La historia es simple, como suele suceder en Almodóvar, lo que la hace realmente atractiva es la galería de personajes. En “La ley…” desfilan algunas de las creaciones más atractivas que el director ha escrito. Siempre hay un personaje espejo del propio Almodóvar; en este caso, el director de cine interpretado por Eusebio Poncela: Pablo, un tipo frío y hastiado que sufre al no ser correspondido en la medida que desea por su amante (Miguel Molina). En un verano de esos insoportables por el calor en la ciudad, el director mantiene una relación ocasional con un joven fan (Antonio Banderas), pero este, que lo idolatra hasta la locura, intentará poseer y manipular la vida del sujeto amado. Cuando experimenta el rechazo, habrá unas consecuencias terribles para el triángulo amoroso.

El hallazgo de la película es el personaje a quien da vida Carmen Maura, como la hermana del director, Tina, (los hermanos se apellidan Quintero, en una de esas bromas irresistibles), una actriz transexual con hija pequeña (debut de Manuela Velasco), que también es víctima del desamor. La madre de la niña, a la que da vida, en un irónico planteamiento de la identidad de género que traspasa la ficción, es Bibiana Fernández. Tina, además, carga con una infamia en el pasado (la relación abusiva con el padre y el sacerdote). Madre e hijas interpretan en el teatro unos fragmentos de “La voz humana”, de Jean Cocteau, donde se escenifica de forma conmovedora la ausencia y el rechazo.

Esta red de intereses pasionales se complica según avanza la película, con falsas identidades, cartas melodramáticas, violencia y memoria, siempre punteadas con giros de humor, pero al mismo tiempo con las amenazas sobre este orden alternativo en que se mueven los protagonistas: la iglesia, la familia convencional y la policía. Ayudan a crear ese mundo paralelo dentro del universo de los ochenta en Madrid la participación de actores habituales del cine almodóvar: Marta Fernández Muro, Helga Liné, Fernando Guillén Cuervo e hijo, Nacho Martínez… El desenlace final es especialmente afortunado, una explosión de melodrama mezclada con elementos del cine quinqui y el vodevil de toda la vida.

Segunda razón, la música y las localizaciones. El director es especialista es escoger canciones y melodías para subrayar e intensificar los clímax cinematográficos.

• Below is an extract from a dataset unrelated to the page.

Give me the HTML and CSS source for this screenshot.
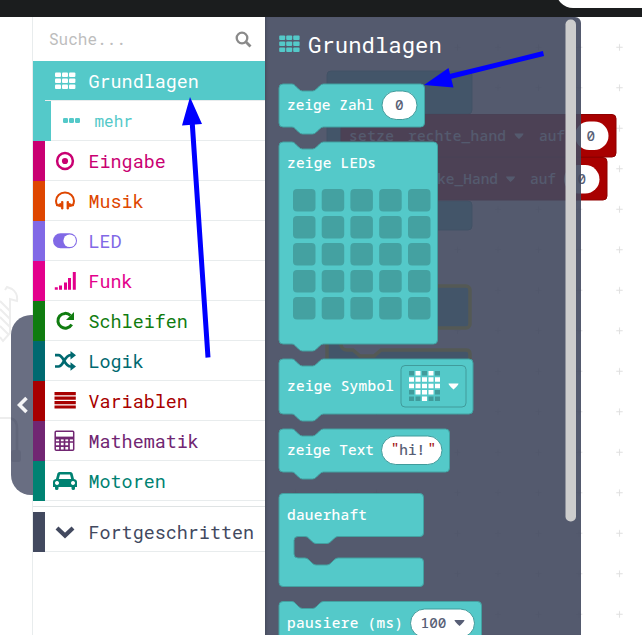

En esta película, en concreto, hay escenas que se han quedado grabadas en la memoria de todas nosotras por la elección de versiones, como “Ne me quitte pas”, a cargo de la cantante Maysa Matarazzo, el bolero de Los Panchos (“Lo dudo”) o el tema del final, el maravilloso “Déjame recordar”, de Bola de Nieve.

Y Madrid. La ciudad es la otra protagonista de “La ley del deseo”. Desde la Plaza del Cordón, en La Latina, al barrio de Salamanca, la planta superior de la cafetería Manila, en el edificio Carrión, pasando por los antiguos cuarteles de Conde Duque, entonces en obras, mucho antes de la reconversión en zona de comercio caro para turistas y residentes de alto poder adquisitivo. Madrid es aquí un fabuloso cartel de Ceesepe, una zona luminosa pero también oscura, habitada por gente que vive en bares y cafeterías, sin una tienda de ropa cada dos metros o una franquicia de productos preparados. En eso se percibe la enorme transformación urbana, no sabemos si a mejor (especialmente aquellas que la vivimos) y la visión, adelantada en décadas, de un director que escribía sobre familias uniparentales, relaciones gays y críticas a la violencia contra mujeres y homosexuales, y que nosotras vimos en un cine de Chamberí como la representación natural del mundo, sin pensar si eso era malo, discutible, o siquiera objeto de reivindicar. Hoy, “La ley del deseo” sería imposible de realizar en tales términos.